Aim of the task: Below are records that hold pictures; write out only the lines from their start through the line with "120 20 L120", exactly, and drop the pictures.

Part of a data file:
▽

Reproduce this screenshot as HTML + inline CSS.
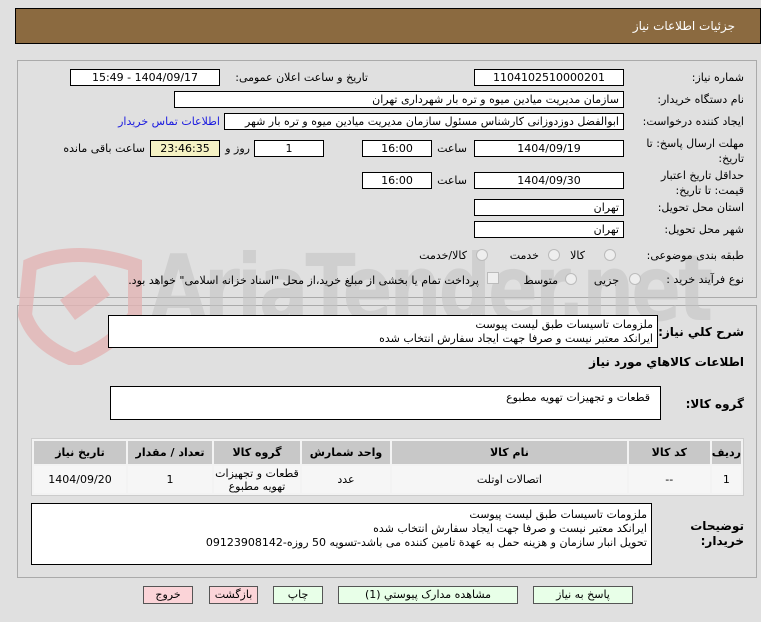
<!DOCTYPE html>
<html><head><meta charset="utf-8"><style>
*{box-sizing:border-box;margin:0;padding:0}
body{width:761px;height:622px;background:#e0e0e0;font-family:"DejaVu Sans","Liberation Sans",sans-serif;font-size:11px;color:#000;position:relative;overflow:hidden}
.a{position:absolute;white-space:nowrap}
.box{position:absolute;background:#fff;border:1px solid #000;direction:rtl;padding:0 4px;line-height:15px;white-space:nowrap;overflow:hidden}
.c{text-align:center}
.l{position:absolute;direction:rtl;white-space:nowrap;text-align:right}
.b{font-weight:bold}
.rad{position:absolute;width:12px;height:12px;border-radius:50%;border:1px solid #bbb;background:#eee}
.btn{position:absolute;height:18px;border:1px solid #555;background:#e8ffe8;text-align:center;line-height:16px;font-size:11px;direction:rtl}
table{position:absolute;border-collapse:separate;border-spacing:2px;background:#f3f3f3;border:1px solid #ccc}
th{background:#c8c8c8;font-weight:bold;height:23px;font-size:11px}
td{background:#f6f6f6;text-align:center;height:27px;font-size:11px;line-height:13px}
</style></head><body>
<div class="a" style="left:15px;top:8px;width:746px;height:36px;background:#8b6a40;border:1px solid #000"></div>
<div class="l" style="right:26px;top:19px;color:#fff;font-size:12px">جزئیات اطلاعات نیاز</div>

<div class="a" style="left:17px;top:60px;width:740px;height:238px;border:1px solid #aaa"></div>
<div class="a" style="left:17px;top:305px;width:740px;height:273px;border:1px solid #aaa"></div>

<!-- watermark -->
<div class="a" style="left:150px;top:235px;font-size:92px;font-weight:bold;color:#c4c4c4;opacity:.6;letter-spacing:-4px;transform:scaleX(.8);transform-origin:left">AriaTender.net</div>
<svg class="a" style="left:15px;top:245px" width="130" height="120"><path d="M15 20 Q60 0 120 20 L120 70 Q100 100 60 115 Q20 100 10 70 Z" fill="none" stroke="#e2b4b4" stroke-width="14" opacity=".8"/><path d="M45 55 L80 30 L95 50 L60 75 Z" fill="#e2b4b4" opacity=".8"/></svg>

<div class="l" style="right:17px;top:71px">شماره نیاز:</div>
<div class="box c" style="left:474px;top:69px;width:150px;height:17px">1104102510000201</div>
<div class="l" style="right:393px;top:71px">تاریخ و ساعت اعلان عمومی:</div>
<div class="box c" style="left:70px;top:69px;width:150px;height:17px">1404/09/17 - 15:49</div>

<div class="l" style="right:17px;top:93px">نام دستگاه خریدار:</div>
<div class="box" style="left:174px;top:91px;width:450px;height:17px">سازمان مدیریت میادین میوه و تره بار شهرداری تهران</div>

<div class="l" style="right:17px;top:115px">ایجاد کننده درخواست:</div>
<div class="box" style="left:224px;top:113px;width:400px;height:17px">ابوالفضل دوزدوزانی کارشناس مسئول سازمان مدیریت میادین میوه و تره بار شهر</div>
<div class="l" style="right:541px;top:115px;color:#1a1adf">اطلاعات تماس خریدار</div>

<div class="l" style="right:17px;top:136px;line-height:15px">مهلت ارسال پاسخ: تا<br>تاریخ:</div>
<div class="box c" style="left:474px;top:140px;width:150px;height:17px">1404/09/19</div>
<div class="l" style="right:294px;top:142px">ساعت</div>
<div class="box c" style="left:362px;top:140px;width:70px;height:17px">16:00</div>
<div class="box c" style="left:254px;top:140px;width:70px;height:17px">1</div>
<div class="l" style="right:511px;top:142px">روز و</div>
<div class="box c" style="left:150px;top:140px;width:70px;height:17px;background:#f5f2c4">23:46:35</div>
<div class="l" style="right:616px;top:142px">ساعت باقی مانده</div>

<div class="l" style="right:17px;top:168px;line-height:15px">حداقل تاریخ اعتبار<br>قیمت: تا تاریخ:</div>
<div class="box c" style="left:474px;top:172px;width:150px;height:17px">1404/09/30</div>
<div class="l" style="right:294px;top:174px">ساعت</div>
<div class="box c" style="left:362px;top:172px;width:70px;height:17px">16:00</div>

<div class="l" style="right:17px;top:201px">استان محل تحویل:</div>
<div class="box" style="left:474px;top:199px;width:150px;height:17px">تهران</div>
<div class="l" style="right:17px;top:223px">شهر محل تحویل:</div>
<div class="box" style="left:474px;top:221px;width:150px;height:17px">تهران</div>

<div class="l" style="right:17px;top:249px">طبقه بندی موضوعی:</div>
<div class="rad" style="left:604px;top:249px"></div><div class="l" style="right:176px;top:249px">کالا</div>
<div class="rad" style="left:548px;top:249px"></div><div class="l" style="right:222px;top:249px">خدمت</div>
<div class="rad" style="left:476px;top:249px"></div><div class="l" style="right:294px;top:249px">کالا/خدمت</div>

<div class="l" style="right:17px;top:273px">نوع فرآیند خرید :</div>
<div class="rad" style="left:629px;top:273px"></div><div class="l" style="right:142px;top:274px">جزیی</div>
<div class="rad" style="left:565px;top:273px"></div><div class="l" style="right:203px;top:274px">متوسط</div>
<div class="a" style="left:487px;top:272px;width:12px;height:12px;border:1px solid #bbb;background:#eee"></div>
<div class="l" style="right:282px;top:274px">پرداخت تمام یا بخشی از مبلغ خرید،از محل "اسناد خزانه اسلامی" خواهد بود.</div>

<div class="l b" style="right:17px;top:325px;font-size:12px">شرح کلي نیاز:</div>
<div class="box" style="left:108px;top:315px;width:550px;height:33px;line-height:14px;padding-top:2px">ملزومات تاسیسات طبق لیست پیوست<br>ایرانکد معتبر نیست و صرفا جهت ایجاد سفارش انتخاب شده</div>
<div class="l b" style="right:17px;top:355px;font-size:12px">اطلاعات کالاهاي مورد نياز</div>

<div class="l b" style="right:17px;top:397px;font-size:12px">گروه کالا:</div>
<div class="box" style="left:110px;top:386px;width:551px;height:34px;padding:3px 10px">قطعات و تجهیزات تهویه مطبوع</div>

<table style="left:31px;top:438px;width:713px;direction:rtl">
<tr><th style="width:26px">ردیف</th><th style="width:81px">کد کالا</th><th>نام کالا</th><th style="width:88px">واحد شمارش</th><th style="width:86px">گروه کالا</th><th style="width:84px">تعداد / مقدار</th><th style="width:92px">تاریخ نیاز</th></tr>
<tr><td>1</td><td>--</td><td>اتصالات اوتلت</td><td>عدد</td><td>قطعات و تجهیزات<br>تهویه مطبوع</td><td>1</td><td>1404/09/20</td></tr>
</table>

<div class="l b" style="right:17px;top:519px;font-size:12px;line-height:15px">توضیحات<br>خریدار:</div>
<div class="box" style="left:31px;top:503px;width:621px;height:62px;line-height:14px;padding-top:4px">ملزومات تاسیسات طبق لیست پیوست<br>ایرانکد معتبر نیست و صرفا جهت ایجاد سفارش انتخاب شده<br>تحویل انبار سازمان و هزینه حمل به عهدة تامین کننده می باشد-تسویه 50 روزه-09123908142</div>

<div class="btn" style="left:533px;top:586px;width:100px">پاسخ به نیاز</div>
<div class="btn" style="left:338px;top:586px;width:180px">مشاهده مدارک پیوستي (1)</div>
<div class="btn" style="left:273px;top:586px;width:50px">چاپ</div>
<div class="btn" style="left:209px;top:586px;width:49px;background:#fbd4d8">بازگشت</div>
<div class="btn" style="left:143px;top:586px;width:50px;background:#fbd4d8">خروج</div>
</body></html>
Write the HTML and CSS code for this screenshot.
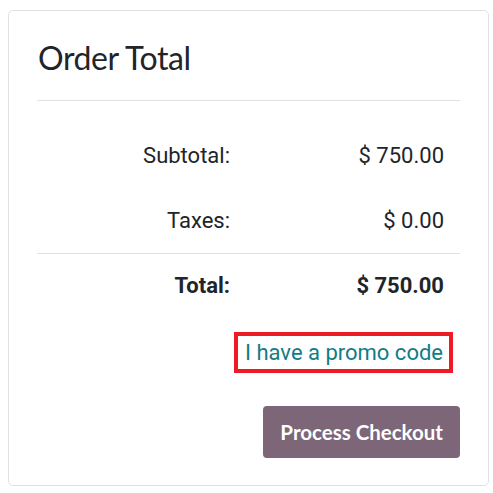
FILE: index.html
```html
<!DOCTYPE html>
<html lang="en">
<head>
<meta charset="utf-8">
<title>Order Total</title>
<link rel="stylesheet" href="styles.css">
</head>
<body>
<div class="card">
  <h2 class="card-title">Order Total</h2>
  <div class="totals">
    <div class="row">
      <div class="label">Subtotal:</div>
      <div class="value">$ 750.00</div>
    </div>
    <div class="row">
      <div class="label">Taxes:</div>
      <div class="value">$ 0.00</div>
    </div>
    <div class="row total">
      <div class="label">Total:</div>
      <div class="value">$ 750.00</div>
    </div>
  </div>
  <div class="promo">
    <span class="highlight"><a href="#" class="promo-link">I have a promo code</a></span>
  </div>
  <div class="actions">
    <a href="#" class="btn">Process Checkout</a>
  </div>
</div>
</body>
</html>
```

FILE: styles.css
```css
html, body {
  margin: 0;
  padding: 0;
  background: #ffffff;
}
body {
  font-family: Roboto, "Liberation Sans", sans-serif;
  color: #212529;
}
.card {
  margin: 10px 4px 0 8px;
  height: 474px;
  border: 1px solid #dee2e6;
  border-radius: 5px;
  padding: 0 28px;
  box-sizing: content-box;
}
.card-title {
  margin: 0;
  padding: 28px 0 23px 1px;
  font-family: Lato, "Noto Sans", sans-serif;
  font-weight: 400;
  font-size: 32px;
  letter-spacing: -0.4px;
  line-height: 38px;
  color: #212529;
  border-bottom: 1px solid #dee2e6;
}
.totals {
  margin-top: 22px;
}
.row {
  display: grid;
  grid-template-columns: 193px 1fr;
  font-size: 22px;
  line-height: 30px;
  padding: 17.5px 0;
}
.row.total {
  border-top: 1px solid #dee2e6;
  font-weight: 700;
  padding: 16.5px 0 18px;
}
.label {
  text-align: right;
}
.value {
  text-align: right;
  padding-right: 16px;
}
.promo {
  display: flex;
  justify-content: flex-end;
  padding-right: 7px;
  margin-top: 13px;
}
.highlight {
  display: inline-block;
  border: 4px solid #ed1c24;
  padding: 3px 6px 3px 7px;
}
.promo-link {
  font-size: 22px;
  line-height: 27px;
  color: #107d86;
  text-decoration: none;
}
.actions {
  display: flex;
  justify-content: flex-end;
  margin-top: 33px;
}
.btn {
  display: inline-block;
  background: #7d6677;
  color: #ffffff;
  font-family: Lato, "Noto Sans", sans-serif;
  font-weight: 700;
  font-size: 20.5px;
  line-height: 30px;
  padding: 11px 17px;
  border-radius: 4px;
  text-decoration: none;
}
```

△

Written response:
Reproduce this screenshot as HTML + inline CSS.
<!DOCTYPE html>
<html><head><meta charset="utf-8"><style>
*{box-sizing:border-box;margin:0;padding:0}
body{width:761px;height:622px;background:#e0e0e0;font-family:"DejaVu Sans","Liberation Sans",sans-serif;font-size:11px;color:#000;position:relative;overflow:hidden}
.a{position:absolute;white-space:nowrap}
.box{position:absolute;background:#fff;border:1px solid #000;direction:rtl;padding:0 4px;line-height:15px;white-space:nowrap;overflow:hidden}
.c{text-align:center}
.l{position:absolute;direction:rtl;white-space:nowrap;text-align:right}
.b{font-weight:bold}
.rad{position:absolute;width:12px;height:12px;border-radius:50%;border:1px solid #bbb;background:#eee}
.btn{position:absolute;height:18px;border:1px solid #555;background:#e8ffe8;text-align:center;line-height:16px;font-size:11px;direction:rtl}
table{position:absolute;border-collapse:separate;border-spacing:2px;background:#f3f3f3;border:1px solid #ccc}
th{background:#c8c8c8;font-weight:bold;height:23px;font-size:11px}
td{background:#f6f6f6;text-align:center;height:27px;font-size:11px;line-height:13px}
</style></head><body>
<div class="a" style="left:15px;top:8px;width:746px;height:36px;background:#8b6a40;border:1px solid #000"></div>
<div class="l" style="right:26px;top:19px;color:#fff;font-size:12px">جزئیات اطلاعات نیاز</div>

<div class="a" style="left:17px;top:60px;width:740px;height:238px;border:1px solid #aaa"></div>
<div class="a" style="left:17px;top:305px;width:740px;height:273px;border:1px solid #aaa"></div>

<!-- watermark -->
<div class="a" style="left:150px;top:235px;font-size:92px;font-weight:bold;color:#c4c4c4;opacity:.6;letter-spacing:-4px;transform:scaleX(.8);transform-origin:left">AriaTender.net</div>
<svg class="a" style="left:15px;top:245px" width="130" height="120"><path d="M15 20 Q60 0 120 20 L120 70 Q100 100 60 115 Q20 100 10 70 Z" fill="none" stroke="#e2b4b4" stroke-width="14" opacity=".8"/><path d="M45 55 L80 30 L95 50 L60 75 Z" fill="#e2b4b4" opacity=".8"/></svg>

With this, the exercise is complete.